No more death-by-polish-notation!

(The operators above really ought to bind to the left but, unlike ometa, strucjure doesn’t yet support left-recursion and I’m too lazy to manually transform the grammar. It’s a temporary limitation.)

Taking this to its logical conclusion, the syntax for patterns and views in strucjure is itself defined using views. This is a fairly complex DSL but with strucjure it’s was very easy to write, read and modify the parser.

Generic programming

Clojure has some great facilities for generic traversals in the form of clojure.walk:

(defn walk
  "Traverses form, an arbitrary data structure.  inner and outer are
  functions.  Applies inner to each element of form, building up a
  data structure of the same type, then applies outer to the result.
  Recognizes all Clojure data structures. Consumes seqs as with doall."

  {:added "1.1"}
  [inner outer form]
   (list? form) (outer (apply list (map inner form)))
   (instance? clojure.lang.IMapEntry form) (outer (vec (map inner form)))
   (seq? form) (outer (doall (map inner form)))
   (coll? form) (outer (into (empty form) (map inner form)))
   :else (outer form)))

(defn postwalk
  "Performs a depth-first, post-order traversal of form. Calls f on
each sub-form, uses f's return value in place of the original.
Recognizes all Clojure data structures except sorted-map-by.
Consumes seqs as with doall."
  {:added "1.1"}
  [f form]
  (walk (partial postwalk f) f form))

Essentially, all this is doing is specifying how to take apart clojure data structures and how to put them back together again. Strucjure supports passing optional :pre-view and :post-view functions to modify the input to or output from any named view encountered during parsing, so we can do something very similar:

(defview clojure
  (and list? ((zero-or-more clojure) ?xs)) xs
  (and clojure.lang.IMapEntry [?x ?y]) [x y]
  (and seq? ((zero-or-more clojure) ?xs)) xs
  (and coll? ?coll ((zero-or-more clojure) ?xs)) (into (empty coll) xs)
  ?other other)

(defn postwalk [form f]
  (run clojure form {:post-view (fn [_ sub-form] (f sub-form)}))

The problem with using this (or clojure.walk) for generic traversals is that it loses context.

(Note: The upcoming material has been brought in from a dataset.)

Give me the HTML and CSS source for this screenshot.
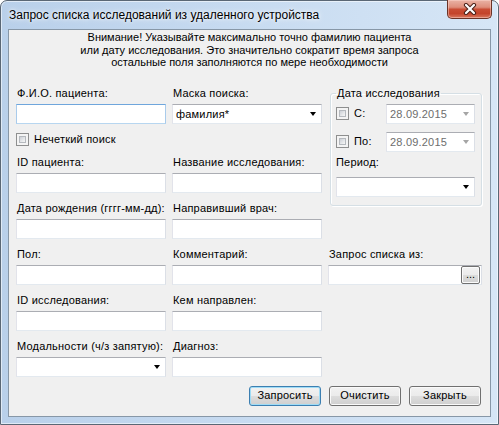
FILE: index.html
```html
<!DOCTYPE html>
<html lang="ru">
<head>
<meta charset="utf-8">
<title>Запрос списка исследований</title>
<link rel="stylesheet" href="styles.css">
</head>
<body>
<div class="window">
  <div class="titlebar">
    <span class="title">Запрос списка исследований из удаленного устройства</span>
    <div class="close">
      <svg width="14" height="12" viewBox="0 0 14 12">
        <path d="M3 2 L11 10 M11 2 L3 10" stroke="#4a2018" stroke-width="4.2" stroke-linecap="round"/>
        <path d="M3 2 L11 10 M11 2 L3 10" stroke="#ffffff" stroke-width="2.2" stroke-linecap="round"/>
      </svg>
    </div>
  </div>
  <div class="client">
    <p class="notice">Внимание! Указывайте максимально точно фамилию пациента<br>или дату исследования. Это значительно сократит время запроса<br>остальные поля заполняются по мере необходимости</p>
    <div class="form">
      <div class="field c1 rA"><span class="lbl">Ф.И.О. пациента:</span><div class="input focus"></div></div>
      <div class="field c2 rA"><span class="lbl">Маска поиска:</span><div class="input select"><span class="val">фамилия*</span><i class="arrow"></i></div></div>

      <fieldset class="group">
        <legend>Дата исследования</legend>
        <div class="daterow">
          <span class="cb"></span><span class="cbl">С:</span>
          <div class="input date"><span class="val">28.09.2015</span><i class="arrow gray"></i></div>
        </div>
        <div class="daterow second">
          <span class="cb"></span><span class="cbl">По:</span>
          <div class="input date"><span class="val">28.09.2015</span><i class="arrow gray"></i></div>
        </div>
        <span class="lbl period">Период:</span>
        <div class="input select"><i class="arrow"></i></div>
      </fieldset>

      <div class="check c1 rB"><span class="cb"></span><span class="cbl">Нечеткий поиск</span></div>

      <div class="field c1 rC"><span class="lbl">ID пациента:</span><div class="input"></div></div>
      <div class="field c2 rC"><span class="lbl">Название исследования:</span><div class="input"></div></div>

      <div class="field c1 rD"><span class="lbl">Дата рождения (гггг-мм-дд):</span><div class="input"></div></div>
      <div class="field c2 rD"><span class="lbl">Направивший врач:</span><div class="input"></div></div>

      <div class="field c1 rE"><span class="lbl">Пол:</span><div class="input"></div></div>
      <div class="field c2 rE"><span class="lbl">Комментарий:</span><div class="input"></div></div>
      <div class="field c3 rE"><span class="lbl">Запрос списка из:</span><div class="input browse"><span class="dots">...</span></div></div>

      <div class="field c1 rF"><span class="lbl">ID исследования:</span><div class="input"></div></div>
      <div class="field c2 rF"><span class="lbl">Кем направлен:</span><div class="input"></div></div>

      <div class="field c1 rG"><span class="lbl">Модальности (ч/з запятую):</span><div class="input select"><i class="arrow"></i></div></div>
      <div class="field c2 rG"><span class="lbl">Диагноз:</span><div class="input"></div></div>

      <div class="buttons">
        <span class="btn default">Запросить</span>
        <span class="btn">Очистить</span>
        <span class="btn">Закрыть</span>
      </div>
    </div>
  </div>
</div>
</body>
</html>
```

FILE: styles.css
```css
html, body {
  margin: 0;
  padding: 0;
  background: #ffffff;
}

body {
  font-family: "Liberation Sans", Arial, sans-serif;
  font-size: 11px;
  color: #000000;
}

.window {
  width: 499px;
  height: 425px;
  box-sizing: border-box;
  border: 1px solid #5a6775;
  border-radius: 7px 7px 0 0;
  background: linear-gradient(to right, #b9d0ea 0%, #c6daf0 45%, #d6e6f6 100%);
  display: flex;
  flex-direction: column;
  padding: 0 7px 7px 7px;
  box-shadow: inset 0 0 0 1px rgba(255, 255, 255, 0.55);
}

.titlebar {
  height: 28px;
  display: flex;
  justify-content: space-between;
  align-items: flex-start;
}

.title {
  font-family: "Liberation Sans", Arial, sans-serif;
  font-size: 12px;
  line-height: 28px;
  padding-left: 1px;
  color: #000;
  text-shadow: 0 0 6px rgba(255, 255, 255, 0.95), 0 0 3px rgba(255, 255, 255, 0.9);
}

.close {
  width: 45px;
  height: 19px;
  margin-top: -1px;
  margin-right: -1px;
  box-sizing: border-box;
  border: 1px solid #6b3327;
  border-top: none;
  border-radius: 0 0 5px 5px;
  background: linear-gradient(to bottom, #eab3a5 0%, #de8e7b 40%, #c94d34 52%, #c4442b 75%, #d9785e 100%);
  box-shadow: inset 0 0 0 1px rgba(255, 220, 210, 0.45);
  display: flex;
  align-items: center;
  justify-content: center;
}

.client {
  flex: 1;
  border: 1px solid #8797a7;
  background: #f0f0f0;
  padding: 1px 0 0 7px;
}

.notice {
  margin: 0 7px 0 0;
  text-align: center;
  line-height: 12.5px;
}

.form {
  margin-top: 18px;
  display: grid;
  grid-template-columns: 150px 150px 154px;
  grid-template-rows: 37px 14px 37px 37px 37px 37px 37px 20px;
  column-gap: 6px;
  row-gap: 9px;
  letter-spacing: 0.2px;
}

.c1 { grid-column: 1; }
.c2 { grid-column: 2; }
.c3 { grid-column: 3; }
.rA { grid-row: 1; }
.rB { grid-row: 2; }
.rC { grid-row: 3; }
.rD { grid-row: 4; }
.rE { grid-row: 5; }
.rF { grid-row: 6; }
.rG { grid-row: 7; }

.field {
  display: flex;
  flex-direction: column;
}

.lbl {
  display: block;
  line-height: 13px;
  height: 13px;
  margin-bottom: 4px;
  padding-left: 1px;
  white-space: nowrap;
}

.input {
  height: 20px;
  box-sizing: border-box;
  background: #ffffff;
  border: 1px solid;
  border-color: #abadb3 #dbdfe6 #e3e9ef #e2e3ea;
  display: flex;
  align-items: center;
}

.input.focus {
  border-color: #6fa6dc #a9cbeb #b7d6f0 #a9cbeb;
}

.select .val,
.date .val {
  padding-left: 3px;
  flex: 1;
}

.arrow {
  margin-left: auto;
  margin-right: 5px;
  width: 0;
  height: 0;
  border-left: 3.5px solid transparent;
  border-right: 3.5px solid transparent;
  border-top: 4px solid #000000;
}

.arrow.gray {
  border-top-color: #a5a5a5;
}

.date {
  width: 89px;
  margin-left: auto;
  color: #6d6d6d;
}

.check {
  display: flex;
  align-items: center;
}

.cb {
  width: 13px;
  height: 13px;
  box-sizing: border-box;
  border: 1px solid #8e8f8f;
  background: #f4f4f4;
  padding: 2px;
  flex: none;
}

.cb::after {
  content: "";
  display: block;
  width: 100%;
  height: 100%;
  box-sizing: border-box;
  border: 1px solid #b5b9be;
  background: linear-gradient(135deg, #cbcfd5 0%, #e6e8ea 60%, #f6f6f6 100%);
}

.cbl {
  margin-left: 5px;
  line-height: 13px;
}

.group {
  grid-column: 3;
  grid-row: 1 / 4;
  align-self: start;
  margin: 0 0 0 2px;
  height: 119px;
  box-sizing: border-box;
  border: 1px solid #d5dfe5;
  border-radius: 3px;
  padding: 4px 6px 0 5px;
  box-shadow: inset 1px 1px 0 #ffffff, 1px 1px 0 #ffffff;
  min-width: 0;
}

.group legend {
  padding: 0 1px;
  line-height: 13px;
}

.daterow {
  display: flex;
  align-items: center;
  height: 20px;
}

.daterow.second {
  margin-top: 8px;
}

.lbl.period {
  margin-top: 4px;
  margin-bottom: 8px;
  padding-left: 0;
}

.browse {
  justify-content: flex-end;
  padding-right: 1px;
}

.dots {
  width: 19px;
  height: 18px;
  box-sizing: border-box;
  border: 1px solid #707070;
  border-radius: 2px;
  background: linear-gradient(to bottom, #f2f2f2 0%, #ebebeb 50%, #dddddd 50%, #cfcfcf 100%);
  box-shadow: inset 0 0 0 1px #fbfbfb;
  font-size: 11px;
  line-height: 14px;
  text-align: center;
  letter-spacing: 0;
}

.buttons {
  grid-column: 1 / -1;
  grid-row: 8;
  display: flex;
  justify-content: flex-end;
  gap: 8px;
  padding-right: 1px;
}

.btn {
  width: 72px;
  height: 20px;
  box-sizing: border-box;
  border: 1px solid #707070;
  border-radius: 3px;
  background: linear-gradient(to bottom, #f2f2f2 0%, #ebebeb 50%, #dddddd 50%, #cfcfcf 100%);
  box-shadow: inset 0 0 0 1px #fafafa;
  display: flex;
  align-items: center;
  justify-content: center;
  line-height: 13px;
}

.btn.default {
  border-color: #3c7fb1;
  box-shadow: inset 0 0 0 1px #9fdcf6;
}
```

When a given sub-form is encountered, the function f is given no indication of where in the data structure that sub-form is or how it is being used. If we apply the above idea to domain-specific views we can do generic traversals with context. The motivating example for this was a simple game I was porting called l-seed (I haven’t yet updated l-seed to use strucjure, but you can see a precursor to it in l-seed.syntax). In l-seed, players submit programs defining the growth of their plant species and compete with other player’s plants for sunlight and nutrients. The plant language can be defined like this:

(defview +name+
  string? %)

(defview +tag+
  string? %)

(defview +length+
  (and number? #(<= 0 %)) %)

(defview +direction+
  (and number? #(<= -360 % 360)) %)

(defview +relation+
  (or '= '> '>= '< '<=) %)

(defview +property+
  (or 'tag 'length 'direction) %)

(defview +condition+
  ['and & ((zero-or-more +condition+) ?conditions)] (cons 'and conditions)
  ['or & ((zero-or-more +condition+) ?conditions)] (cons 'or conditions)
  ['not (+condition+ ?condition)] (list 'not condition)
  [(+relation+ ?relation) (+property+ ?property) ?value] (list relation property value))

(defview +condition-head+
  ['when (+condition+ ?condition)] (list 'when condition)
  'whenever 'whenever)

(defview +action+
  ['grow-by (+length+ ?length)] (list 'grow-by length)
  ['turn-by (+direction+ ?direction)] (list 'turn-by direction)
  ['turn-to (+direction+ ?direction)] (list 'turn-to direction)
  ['tag (+tag+ ?tag)] (list 'tag tag)
  ['blossom (+tag+ ?tag)] (list 'blossom tag)
  ['branch & ((zero-or-more (zero-or-more +action+)) ?action-lists)] (cons 'branch action-lists))

(defview +rule+
  ['rule (+name+ ?name) (+condition-head+ ?condition-head) & ((zero-or-more +action+) ?actions)] (apply list 'rule name condition-head actions))

(defview +rules+
  [& ((zero-or-more +rule+) ?rules)] rules)

(Note that we specify both how to take apart a data structure and how to put it together. Really, the latter should be derived from the former. I think strucjure will eventually feature reversible patterns for this purpose.)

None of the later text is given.